Par un mémoire en défense, enregistré le 2 septembre 2021, l'EPIC Les Contamines-Montjoie Tourisme, représenté par la Selarl Itinéraires avocats Cadoz-Lacroix-Rey-Verne, agissant par Me Verne, conclut au rejet de la requête et demande qu'une somme de 3 000 euros soit mise à la charge de M. A... en application de l'article L. 761-1 du code de justice administrative.
Il soutient que :
- les moyens ne sont pas fondés ;
- les conclusions indemnitaires sont irrecevables pour défaut de liaison du contentieux ;
- les vices de légalité externe dont sont entachées les décisions en litige ne sont pas de nature à ouvrir droit à indemnisation au requérant ;
- les chefs de préjudices invoqués ne peuvent donner lieu à indemnisation.

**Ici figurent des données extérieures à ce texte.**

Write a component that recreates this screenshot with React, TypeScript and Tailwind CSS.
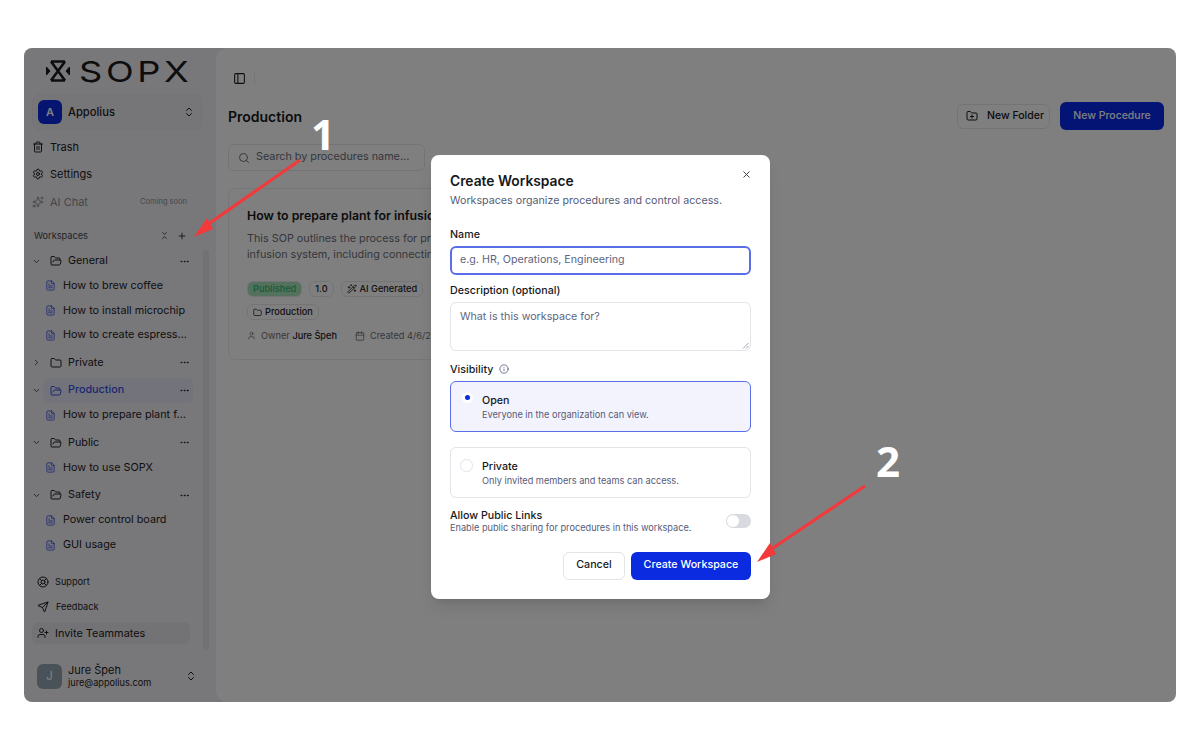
import {
  Calendar,
  ChevronDown,
  ChevronRight,
  ChevronsDownUp,
  ChevronsUpDown,
  Ellipsis,
  FileText,
  Folder,
  FolderOpen,
  FolderPlus,
  Info,
  LifeBuoy,
  PanelLeft,
  Plus,
  Search,
  Send,
  Settings,
  Sparkles,
  Trash2,
  User,
  UserPlus,
  WandSparkles,
  X,
} from "lucide-react";

const tree = [
  { name: "General", open: true, docs: ["How to brew coffee", "How to install microchip", "How to create espress..."] },
  { name: "Private", open: false, docs: [] },
  { name: "Production", open: true, active: true, docs: ["How to prepare plant f..."] },
  { name: "Public", open: true, docs: ["How to use SOPX"] },
  { name: "Safety", open: true, docs: ["Power control board", "GUI usage"] },
];

function Logo() {
  return (
    <div className="flex h-[46px] items-center gap-[9px] pl-[14px]">
      <svg width="24" height="22" viewBox="0 0 24 22" fill="none" stroke="#1b1b1d" strokeWidth="2.6" className="shrink-0">
        <path d="M5 1.5h14M5 20.5h14M5 1.5l14 19M19 1.5l-14 19" />
        <path d="M0.5 7l3.5 4-3.5 4zM23.5 7l-3.5 4 3.5 4z" fill="#1b1b1d" strokeWidth="1" />
      </svg>
      <span className="origin-left scale-x-[1.25] text-[29px] leading-none font-normal tracking-[0.1em] text-[#1b1b1d]">SOPX</span>
    </div>
  );
}

function Sidebar() {
  return (
    <aside className="flex w-[192px] shrink-0 flex-col pl-[8px] text-[#1f2024]">
      <Logo />
      <button className="flex h-[36px] w-[170px] items-center rounded-lg border border-[#e8e8ee] bg-[#ececf1] pr-[6px] pl-[5px]">
        <span className="flex h-[24px] w-[24px] items-center justify-center rounded-md bg-[#0a2be0] text-[11px] font-semibold text-white">A</span>
        <span className="ml-[6px] text-[11.2px] font-medium">Appolius</span>
        <ChevronsUpDown size={12} className="ml-auto" />
      </button>
      <nav className="mt-[3px] flex flex-col text-[11px]">
        <a className="flex h-[27.5px] items-center gap-[6px]"><Trash2 size={12} /> Trash</a>
        <a className="flex h-[27.5px] items-center gap-[6px]"><Settings size={12} /> Settings</a>
        <a className="flex h-[27.5px] items-center gap-[6px] text-[#8b8d96]">
          <Sparkles size={12} /> AI Chat
          <span className="mr-[29px] ml-auto text-[7.5px]">Coming soon</span>
        </a>
      </nav>
      <div className="mt-[10px] flex h-[20px] items-center pr-[29px] pl-[2px] text-[9.2px] text-[#44454c]">
        <span>Workspaces</span>
        <ChevronsDownUp size={9} className="mr-[8px] ml-auto text-[#1f2024]" />
        <Plus size={10} className="text-[#1f2024]" />
      </div>
      <div className="relative mt-[3px] flex w-[176px] flex-col gap-[2.6px] text-[10.8px]">
        {tree.map((f) => (
          <div key={f.name} className="flex flex-col">
            <div className="flex h-[25px] items-center">
              <span className="flex w-[9px] justify-center">
                {f.open ? <ChevronDown size={9} /> : <ChevronRight size={9} />}
              </span>
              <div className={`ml-[2px] flex h-[25px] w-[150px] items-center rounded-md pl-[7px] ${f.active ? "bg-[#e4e7f6] font-medium text-[#3a50e0]" : ""}`}>
                {f.open ? <FolderOpen size={12} /> : <Folder size={12} />}
                <span className="ml-[6px]">{f.name}</span>
                <Ellipsis size={11} className="mr-[3px] ml-auto text-[#1f2024]" />
              </div>
            </div>
            {f.docs.map((d) => (
              <div key={d} className="flex h-[24.8px] items-center gap-[7px] pl-[13px]">
                <FileText size={11} className="shrink-0 text-[#4a5fe8]" />
                <span className="whitespace-nowrap">{d}</span>
              </div>
            ))}
          </div>
        ))}
        <div className="absolute top-[1px] right-[-1px] h-[400px] w-[6px] rounded-full bg-[#e4e4ea]" />
      </div>
      <div className="mt-[12px] flex flex-col text-[9.2px]">
        <a className="flex h-[25px] items-center gap-[6px] pl-[5px]"><LifeBuoy size={12} /> Support</a>
        <a className="flex h-[25px] items-center gap-[7px] pl-[5px]"><Send size={12} /> Feedback</a>
        <a className="mt-[3px] flex h-[22px] w-[158px] items-center gap-[6px] rounded-md bg-[#e6e6ec] pl-[5px] text-[10.9px]"><UserPlus size={12} /> Invite Teammates</a>
      </div>
      <div className="mt-[19px] flex h-[26px] items-center pl-[5px]">
        <span className="flex h-[25px] w-[25px] items-center justify-center rounded-md bg-[#92a4b2] text-[12px] text-white">J</span>
        <div className="ml-[6px] flex flex-col leading-none">
          <span className="text-[11px]">Jure Špeh</span>
          <span className="mt-[2px] text-[9.2px]">jure@appolius.com</span>
        </div>
        <ChevronsUpDown size={12} className="mr-[19px] ml-auto" />
      </div>
    </aside>
  );
}

function Badge({ children, className = "" }: { children: React.ReactNode; className?: string }) {
  return (
    <span className={`flex h-[16px] items-center gap-[3px] rounded-md border border-[#e8e9ef] px-[5px] text-[9.2px] font-medium whitespace-nowrap text-[#1f2024] ${className}`}>
      {children}
    </span>
  );
}

function Main() {
  return (
    <main className="min-w-0 flex-1 rounded-l-xl bg-white pr-[12px] pl-[12px]">
      <div className="flex h-[54px] items-center pt-[6px]">
        <PanelLeft size={13} className="ml-[5px] text-[#1f2024]" />
        <span className="ml-[8px] h-[14px] w-px bg-[#ecedf2]" />
      </div>
      <div className="flex h-[28px] items-center justify-between">
        <h1 className="text-[14px] font-semibold text-[#17181b]">Production</h1>
        <div className="flex items-center gap-[10px]">
          <button className="flex h-[25px] w-[93px] items-center gap-[9px] rounded-md border border-[#e8e9ef] pl-[8px] text-[10.5px] font-medium text-[#17181b]">
            <FolderPlus size={12} /> New Folder
          </button>
          <button className="flex h-[28px] w-[104px] items-center justify-center rounded-md bg-[#0829e8] text-[10.5px] font-medium text-white">
            New Procedure
          </button>
        </div>
      </div>
      <div className="mt-[14px] flex h-[27px] w-[197px] items-center gap-[6px] rounded-md border border-[#e8e9ef] pl-[9px] text-[10.8px] text-[#6b6e78]">
        <Search size={12} /> Search by procedures name...
      </div>
      <div className="mt-[17px] h-[172px] w-[300px] overflow-hidden rounded-lg border border-[#ecedf2] pt-[19px] pl-[18px]">
        <h2 className="text-[12.3px] leading-[16px] font-semibold whitespace-nowrap text-[#17181b]">How to prepare plant for infusion system</h2>
        <p className="mt-[7px] text-[10.8px] leading-[15.5px] whitespace-nowrap text-[#6b6e78]">
          This SOP outlines the process for preparing the plant for the<br />
          infusion system, including connecting all components.
        </p>
        <div className="mt-[19px] flex gap-[7px]">
          <Badge className="border-[#a9e2bd] bg-[#a9e2bd] text-[#2fb866]">Published</Badge>
          <Badge>1.0</Badge>
          <Badge><WandSparkles size={10} /> AI Generated</Badge>
        </div>
        <div className="mt-[7px] flex">
          <Badge><Folder size={9} /> Production</Badge>
        </div>
        <div className="mt-[9px] flex items-center text-[9.2px] whitespace-nowrap text-[#6b6e78]">
          <User size={9} />
          <span className="ml-[5px]">Owner <b className="font-medium text-[#1f2024]">Jure Špeh</b></span>
          <Calendar size={10} className="ml-[18px]" />
          <span className="ml-[5px]">Created 4/6/2025</span>
        </div>
      </div>
    </main>
  );
}

function Dialog() {
  return (
    <div className="absolute top-[107px] left-[407px] flex h-[444px] w-[339px] flex-col rounded-lg bg-white px-[19px] pt-[18px] text-[#17181b] shadow-lg">
      <X size={11} className="absolute top-[14px] right-[18px] text-[#33343a]" />
      <h2 className="text-[13.8px] leading-[17px] font-semibold">Create Workspace</h2>
      <p className="mt-[4px] text-[10.7px] leading-[13px] text-[#565b78]">Workspaces organize procedures and control access.</p>
      <label className="mt-[20.5px] text-[10.7px] leading-[13px] font-medium">Name</label>
      <div className="mt-[5px] flex h-[29px] shrink-0 items-center rounded-md border-2 border-[#5a6ee8] pl-[8px] text-[10.7px] text-[#60657f]">
        e.g. HR, Operations, Engineering
      </div>
      <label className="mt-[9px] text-[10.7px] leading-[13px] font-medium">Description (optional)</label>
      <div className="relative mt-[5px] h-[49px] shrink-0 rounded-md border border-[#e3e4ea] pt-[7px] pl-[9px] text-[10.7px] leading-[14px] text-[#60657f]">
        What is this workspace for?
        <svg className="absolute right-[1px] bottom-[1px]" width="7" height="7" viewBox="0 0 7 7" stroke="#8a8b92" strokeWidth="0.8">
          <path d="M1 6.5L6.5 1M4 6.5L6.5 4" />
        </svg>
      </div>
      <div className="mt-[12px] flex items-center gap-[6px] text-[10.7px] leading-[13px] font-medium">
        Visibility <Info size={10} className="text-[#565b78]" />
      </div>
      <div className="mt-[5px] flex h-[51px] shrink-0 rounded-md border border-[#5a6ee8] bg-[#f2f3fd] pl-[11px]">
        <span className="mt-[10px] flex h-[11px] w-[11px] items-center justify-center rounded-full bg-white">
          <span className="h-[5px] w-[5px] rounded-full bg-[#0a2be0]" />
        </span>
        <div className="mt-[12px] ml-[9px]">
          <div className="text-[10.7px] leading-[14px] font-medium">Open</div>
          <div className="mt-[1px] text-[9.2px] leading-[12px] text-[#565b78]">Everyone in the organization can view.</div>
        </div>
      </div>
      <div className="mt-[15px] flex h-[51px] shrink-0 rounded-md border border-[#e3e4ea] pl-[9px]">
        <span className="mt-[11px] h-[13px] w-[13px] rounded-full border border-[#e3e4ea]" />
        <div className="mt-[12px] ml-[9px]">
          <div className="text-[10.7px] leading-[14px] font-medium">Private</div>
          <div className="mt-[1px] text-[9.2px] leading-[12px] text-[#565b78]">Only invited members and teams can access.</div>
        </div>
      </div>
      <div className="mt-[12px] flex items-center justify-between">
        <div>
          <div className="text-[10.7px] leading-[12px] font-medium">Allow Public Links</div>
          <div className="text-[9.2px] leading-[11px] text-[#565b78]">Enable public sharing for procedures in this workspace.</div>
        </div>
        <span className="flex h-[14px] w-[25px] items-center rounded-full bg-[#d9dae0] pl-[1px]">
          <span className="h-[12px] w-[12px] rounded-full bg-white" />
        </span>
      </div>
      <div className="mt-[19px] flex justify-end gap-[6px]">
        <button className="h-[28px] w-[62px] rounded-md border border-[#e3e4ea] text-[10.7px] font-medium">Cancel</button>
        <button className="h-[28px] w-[120px] rounded-md bg-[#0a2be0] text-[10.7px] font-medium text-white">Create Workspace</button>
      </div>
    </div>
  );
}

function Arrow({ className, x1, y1, x2, y2 }: { className: string; x1: number; y1: number; x2: number; y2: number }) {
  return (
    <svg className={className} width="120" height="90" viewBox="0 0 120 90" fill="none">
      <path d={`M${x1} ${y1}L${x2} ${y2}`} stroke="#f23a3c" strokeWidth="3.2" />
      <path d={`M${x2 - 10} ${y2 + 10}L${x2 + 3} ${y2 - 9}L${x2 + 9} ${y2 + 2}Z`} fill="#f23a3c" />
    </svg>
  );
}

export default function App() {
  return (
    <div className="relative h-[750px] w-[1200px] overflow-hidden bg-white px-[24px] pt-[48px] font-[Inter,sans-serif]">
      <div className="relative flex h-[654px] overflow-hidden rounded-lg bg-[#f0f0f4]">
        <Sidebar />
        <Main />
        <div className="absolute inset-0 bg-black/50" />
        <Dialog />
      </div>
      <Arrow className="absolute top-[153px] left-[190px]" x1={110} y1={7} x2={14} y2={74} />
      <Arrow className="absolute top-[480px] left-[752px]" x1={113} y1={6} x2={15} y2={72} />
      <span className="absolute top-[106px] left-[311px] font-['Open_Sans',sans-serif] text-[42px] leading-[56px] font-bold text-white">1</span>
      <span className="absolute top-[433px] left-[876px] font-['Open_Sans',sans-serif] text-[42px] leading-[56px] font-bold text-white">2</span>
    </div>
  );
}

Par ordonnance du 22 mars 2022, la clôture de l'instruction a été fixée au 4 mai 2022.
L'EPIC Les Contamines-Montjoie Tourisme a produit un mémoire, enregistré le 27 mars 2023, postérieurement à la clôture de l'instruction, qui n'a pas été communiqué.
Vu les autres pièces du dossier ;
Vu :
- la loi n° 83-634 du 13 juillet 1983 portant droits et obligations des fonctionnaires ;
- la loi n° 84-53 du 26 janvier 1984 portant dispositions statutaires relatives à la fonction publique territoriale ;
- le décret n° 88-145 du 15 février 1988 pris pour l'application de l'article 136 de la loi du 26 janvier 1984 modifiée portant dispositions statutaires relatives à la fonction publique territoriale et relatif aux agents contractuels de la fonction publique territoriale ;
- le code de justice administrative ;
Les parties ayant été régulièrement averties du jour de l'audience ;
Après avoir entendu au cours de l'audience publique :
- le rapport de Mme Bénédicte Lordonné, première conseillère,
- les conclusions de M. Samuel Deliancourt, rapporteur public,
- et les observations de Me Verne pour L'EPIC Les Contamines-Montjoie Tourisme.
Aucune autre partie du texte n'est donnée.